In this guide, we will explore 14 powerful quotes on surrender from the Bhagavad Gita. Each quote reveals a different dimension of what it truly means to surrender. You will discover why surrender is not passive resignation but active participation in life's deepest intelligence. You will understand how surrender relates to action, knowledge, devotion, and freedom. And most importantly, you will find practical wisdom that transforms this ancient battlefield dialogue into a living guide for your own life's challenges. Let us begin this journey into the heart of one of the Bhagavad Gita's most transformative teachings.
"Now I am confused about my duty and have lost all composure because of miserly weakness. In this condition I am asking You to tell me for certain what is best for me. Now I am Your disciple, and a soul surrendered unto You. Please instruct me." - Arjuna
Full Verse in Sanskrit:
कार्पण्यदोषोपहतस्वभावः पृच्छामि त्वां धर्मसम्मूढचेताः। यच्छ्रेयः स्यान्निश्चितं ब्रूहि तन्मे शिष्यस्तेऽहं शाधि मां त्वां प्रपन्नम्॥
English Translation:
My nature is weighed down with the taint of faint-heartedness. My mind is confused about my duty. I ask You to tell me clearly what is good for me. I am Your disciple.

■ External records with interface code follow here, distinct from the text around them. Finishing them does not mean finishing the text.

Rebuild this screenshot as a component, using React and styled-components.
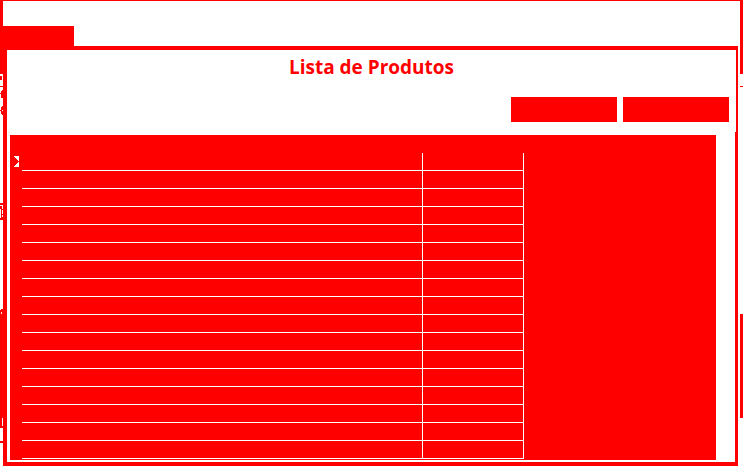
import React from "react";
import styled, { createGlobalStyle } from "styled-components";

const RED = "#ff0000";

const GlobalStyle = createGlobalStyle`
  *, *::before, *::after { box-sizing: border-box; }
  body {
    margin: 0;
    background: #fff;
    color: ${RED};
    font-family: "Open Sans", "Noto Sans", sans-serif;
  }
`;

const Window = styled.div`
  min-height: 100vh;
  background: #fff;
`;

const TopBar = styled.header`
  display: flex;
  align-items: flex-end;
  height: 46px;
  border-top: 1px solid ${RED};
  border-left: 3px solid ${RED};
  border-right: 3px solid ${RED};
`;

const TabButton = styled.button`
  width: 71px;
  height: 20px;
  padding: 0;
  border: 0;
  background: ${RED};
`;

const Workspace = styled.div`
  display: grid;
  grid-template-columns: 3px minmax(0, 1fr) 5px;
`;

const Edge = styled.svg`
  display: block;
  width: ${(p) => p.$width}px;
  height: 420px;
  fill: ${RED};
`;

const Dialog = styled.main`
  border: 4px solid ${RED};
  border-right-width: 2px;
`;

const DialogHeader = styled.div`
  height: 82px;
  padding: 3px 7px 0;
`;

const Title = styled.h1`
  margin: 0;
  font-size: 19px;
  line-height: 28px;
  font-weight: 700;
  text-align: center;
`;

const Actions = styled.div`
  display: flex;
  justify-content: flex-end;
  gap: 6px;
  padding-top: 16px;
`;

const ActionButton = styled.button`
  width: 106px;
  height: 25px;
  padding: 0;
  border: 0;
  background: ${RED};
`;

const DialogBody = styled.div`
  padding: 3px 19px 2px 3px;
  border-right: 1px solid ${RED};
`;

const GridPanel = styled.div`
  padding-bottom: 1px;
  background: ${RED};
  overflow: hidden;
`;

const Table = styled.table`
  border-collapse: separate;
  border-spacing: 0;
  table-layout: fixed;
  width: 514px;
`;

const Column = styled.col`
  width: ${(p) => p.$width}px;
`;

const HeadCell = styled.th`
  height: 18px;
  padding: 0;
`;

const MarkerCell = styled.td`
  height: 18px;
  padding: 3px 0 0 4px;
  vertical-align: top;
  line-height: 0;
`;

const Cell = styled.td`
  height: 18px;
  padding: 0;
  border-right: 1px solid #fff;
  border-bottom: 1px solid #fff;
`;

const Marker = styled.svg`
  display: block;
  width: 5px;
  height: 11px;
`;

const rows = Array.from({ length: 17 }, (_, i) => i);

function RowMarker() {
  return (
    <Marker viewBox="0 0 5 11" shapeRendering="crispEdges" aria-hidden="true">
      <path fill="#fff" d="M0 0H5V5H4V4H3V3H2V2H1V1H0ZM5 6V11H0V10H1V9H2V8H3V7H4V6Z" />
    </Marker>
  );
}

function LeftEdge() {
  return (
    <Edge $width={3} viewBox="0 0 3 420" shapeRendering="crispEdges" aria-hidden="true">
      <path d="M0 0H3V28H0ZM0 30H2V34H0ZM0 40H3V41H0Z" />
      <path d="M2 44H3V52H1V48H0V47H1V45H2Z" />
      <path fillRule="evenodd" d="M2 60H3V69H2V68H1V65H0V64H1V61H2ZM2 64V65H3V64Z" />
      <path d="M0 157H3V159H0ZM0 160H2V163H3V164H2V168H3V169H2V171H3V174H0V172H1V163H0Z" />
      <path fillRule="evenodd" d="M1 263H3V268H0V264H1ZM1 266H2V268H1Z" />
      <path d="M0 268H3V372H2V380H3V382H0ZM0 395H3V397H0Z" />
    </Edge>
  );
}

function RightEdge() {
  return (
    <Edge $width={5} viewBox="0 0 5 420" shapeRendering="crispEdges" aria-hidden="true">
      <path d="M2 0H5V28H2ZM2 40H5V41H2ZM2 268H5V372H2Z" />
    </Edge>
  );
}

export default function App() {
  return (
    <>
      <GlobalStyle />
      <Window>
        <TopBar>
          <TabButton type="button" aria-label="Produtos" />
        </TopBar>
        <Workspace>
          <LeftEdge />
          <Dialog>
            <DialogHeader>
              <Title>Lista de Produtos</Title>
              <Actions>
                <ActionButton type="button" aria-label="Incluir" />
                <ActionButton type="button" aria-label="Fechar" />
              </Actions>
            </DialogHeader>
            <DialogBody>
              <GridPanel>
                <Table aria-label="Lista de Produtos">
                  <colgroup>
                    <Column $width={12} />
                    <Column $width={401} />
                    <Column $width={101} />
                  </colgroup>
                  <thead>
                    <tr>
                      <HeadCell />
                      <HeadCell scope="col" />
                      <HeadCell scope="col" />
                    </tr>
                  </thead>
                  <tbody>
                    {rows.map((row) => (
                      <tr key={row}>
                        <MarkerCell>{row === 0 && <RowMarker />}</MarkerCell>
                        <Cell />
                        <Cell />
                      </tr>
                    ))}
                  </tbody>
                </Table>
              </GridPanel>
            </DialogBody>
          </Dialog>
          <RightEdge />
        </Workspace>
      </Window>
    </>
  );
}
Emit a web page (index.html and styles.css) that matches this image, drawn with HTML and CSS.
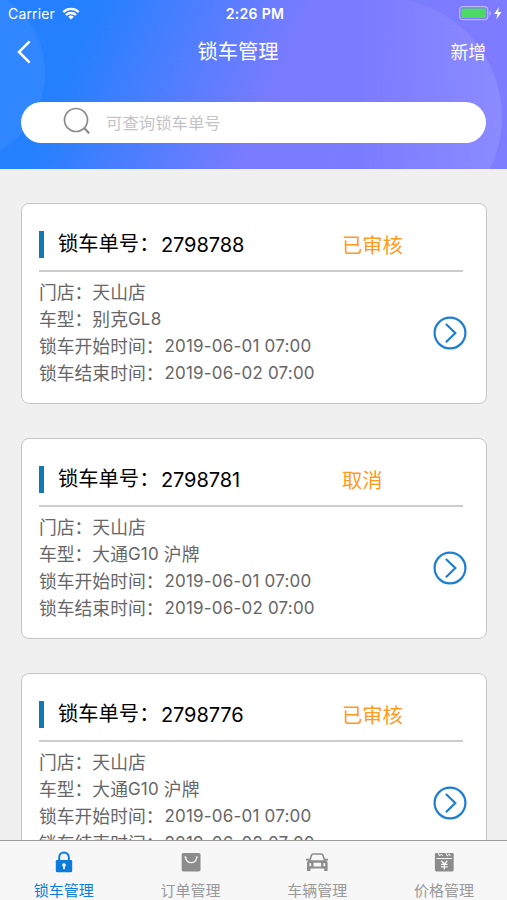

Teach me, for I have surrendered to You.
This is where surrender begins in the Bhagavad Gita. Not with a grand spiritual proclamation. But with honest confusion. Arjuna admits he does not know. And in that admission, everything opens up.
Notice what Arjuna does here. He stops pretending. He drops the mask of the capable warrior who has everything figured out. His bow lies useless. His mind spins in circles. And instead of faking strength, he speaks the truth of his condition.
This is the first doorway to surrender - admitting that our current understanding is not enough. Most of us spend years - sometimes entire lifetimes - avoiding this admission. We keep trying to solve life's deepest problems with the same level of understanding that created them. Arjuna breaks this pattern by saying the most powerful words a human can say to the divine: "I do not know. Please teach me."
There is something beautiful hidden in Arjuna's confusion. His inability to act has cracked open his usual certainties. And through that crack, light can enter.
When we are certain, we are closed. When we admit confusion, we open. This quote from Chapter 2, Verse 7 shows us that spiritual surrender often begins not with faith but with honest bewilderment. Arjuna's battlefield becomes your moment of crisis - that relationship problem you cannot solve, that career decision that haunts your sleep, that existential question that will not leave you alone. In these moments, like Arjuna, you have a choice. Keep struggling alone? Or surrender to a wisdom greater than your own?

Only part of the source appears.